AIM:
Find each line holding the word "index" and give the total alone.

DATA BLOCK:
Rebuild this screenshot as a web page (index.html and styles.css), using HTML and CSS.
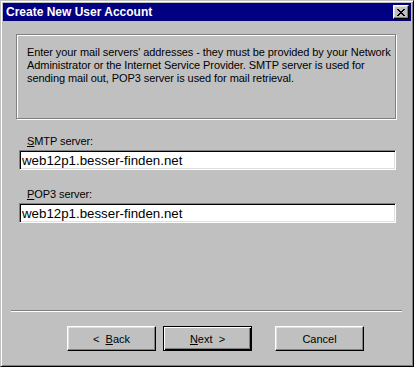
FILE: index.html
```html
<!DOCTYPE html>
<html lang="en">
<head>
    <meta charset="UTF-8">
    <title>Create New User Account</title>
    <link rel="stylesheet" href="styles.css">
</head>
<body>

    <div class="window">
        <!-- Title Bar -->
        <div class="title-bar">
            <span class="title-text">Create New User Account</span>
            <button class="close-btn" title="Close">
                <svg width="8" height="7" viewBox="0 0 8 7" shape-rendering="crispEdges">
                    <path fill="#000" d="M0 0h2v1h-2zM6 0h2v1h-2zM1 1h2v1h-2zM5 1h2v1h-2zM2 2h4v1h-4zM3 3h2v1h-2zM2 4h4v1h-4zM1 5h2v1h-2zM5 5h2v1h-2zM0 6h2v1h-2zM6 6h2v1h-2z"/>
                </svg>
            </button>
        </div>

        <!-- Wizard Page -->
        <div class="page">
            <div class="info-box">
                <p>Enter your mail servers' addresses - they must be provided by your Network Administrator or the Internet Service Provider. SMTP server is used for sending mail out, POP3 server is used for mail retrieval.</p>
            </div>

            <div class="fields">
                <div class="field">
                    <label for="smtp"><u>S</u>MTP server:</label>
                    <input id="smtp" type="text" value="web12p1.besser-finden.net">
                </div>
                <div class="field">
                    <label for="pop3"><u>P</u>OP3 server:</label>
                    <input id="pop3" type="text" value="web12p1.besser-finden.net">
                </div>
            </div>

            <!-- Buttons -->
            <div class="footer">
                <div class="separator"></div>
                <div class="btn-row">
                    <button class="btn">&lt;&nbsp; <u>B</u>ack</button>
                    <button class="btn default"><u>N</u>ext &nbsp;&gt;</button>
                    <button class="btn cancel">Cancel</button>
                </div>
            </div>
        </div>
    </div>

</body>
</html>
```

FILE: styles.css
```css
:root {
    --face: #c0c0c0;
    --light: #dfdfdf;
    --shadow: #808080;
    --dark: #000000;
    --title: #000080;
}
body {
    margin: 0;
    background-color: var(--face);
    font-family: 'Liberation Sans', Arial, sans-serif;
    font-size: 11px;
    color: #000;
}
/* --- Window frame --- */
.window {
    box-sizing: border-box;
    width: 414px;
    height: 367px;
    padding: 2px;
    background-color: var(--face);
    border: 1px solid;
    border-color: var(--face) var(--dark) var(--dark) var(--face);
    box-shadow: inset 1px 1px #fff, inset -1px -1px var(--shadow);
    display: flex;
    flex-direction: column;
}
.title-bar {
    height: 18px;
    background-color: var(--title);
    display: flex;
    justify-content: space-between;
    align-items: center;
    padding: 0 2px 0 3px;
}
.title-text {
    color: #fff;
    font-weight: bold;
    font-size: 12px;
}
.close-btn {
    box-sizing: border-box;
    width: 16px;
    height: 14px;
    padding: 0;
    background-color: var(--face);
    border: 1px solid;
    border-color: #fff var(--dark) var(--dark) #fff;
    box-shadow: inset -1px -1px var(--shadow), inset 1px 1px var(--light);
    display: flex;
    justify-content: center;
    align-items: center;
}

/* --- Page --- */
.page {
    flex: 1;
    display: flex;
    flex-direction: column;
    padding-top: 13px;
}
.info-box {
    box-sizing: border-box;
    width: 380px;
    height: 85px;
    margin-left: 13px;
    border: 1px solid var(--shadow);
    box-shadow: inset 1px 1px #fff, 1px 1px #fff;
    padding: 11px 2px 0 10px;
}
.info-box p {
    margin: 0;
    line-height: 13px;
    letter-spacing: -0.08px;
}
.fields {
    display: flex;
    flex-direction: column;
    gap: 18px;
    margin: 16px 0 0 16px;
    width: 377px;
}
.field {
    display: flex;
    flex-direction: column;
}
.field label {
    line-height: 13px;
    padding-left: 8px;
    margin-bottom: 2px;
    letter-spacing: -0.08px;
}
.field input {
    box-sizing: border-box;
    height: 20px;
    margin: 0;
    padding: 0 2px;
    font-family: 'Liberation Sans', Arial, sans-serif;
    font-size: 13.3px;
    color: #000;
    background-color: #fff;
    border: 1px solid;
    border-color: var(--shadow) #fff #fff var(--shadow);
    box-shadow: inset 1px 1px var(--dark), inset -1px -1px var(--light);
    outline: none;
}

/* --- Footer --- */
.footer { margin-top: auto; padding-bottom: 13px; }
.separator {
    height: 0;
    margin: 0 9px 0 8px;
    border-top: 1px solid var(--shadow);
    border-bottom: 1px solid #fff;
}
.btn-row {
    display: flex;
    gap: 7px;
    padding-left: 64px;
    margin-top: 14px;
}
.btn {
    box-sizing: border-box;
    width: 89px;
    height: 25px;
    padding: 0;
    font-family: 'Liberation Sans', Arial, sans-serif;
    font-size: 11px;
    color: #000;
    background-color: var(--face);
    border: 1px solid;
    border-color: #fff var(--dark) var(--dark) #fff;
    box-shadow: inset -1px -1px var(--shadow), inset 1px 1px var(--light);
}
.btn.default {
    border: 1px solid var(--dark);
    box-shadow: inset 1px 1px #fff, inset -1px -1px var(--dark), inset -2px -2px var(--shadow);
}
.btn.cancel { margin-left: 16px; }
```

RESPONSE TO THE EXERCISE:
2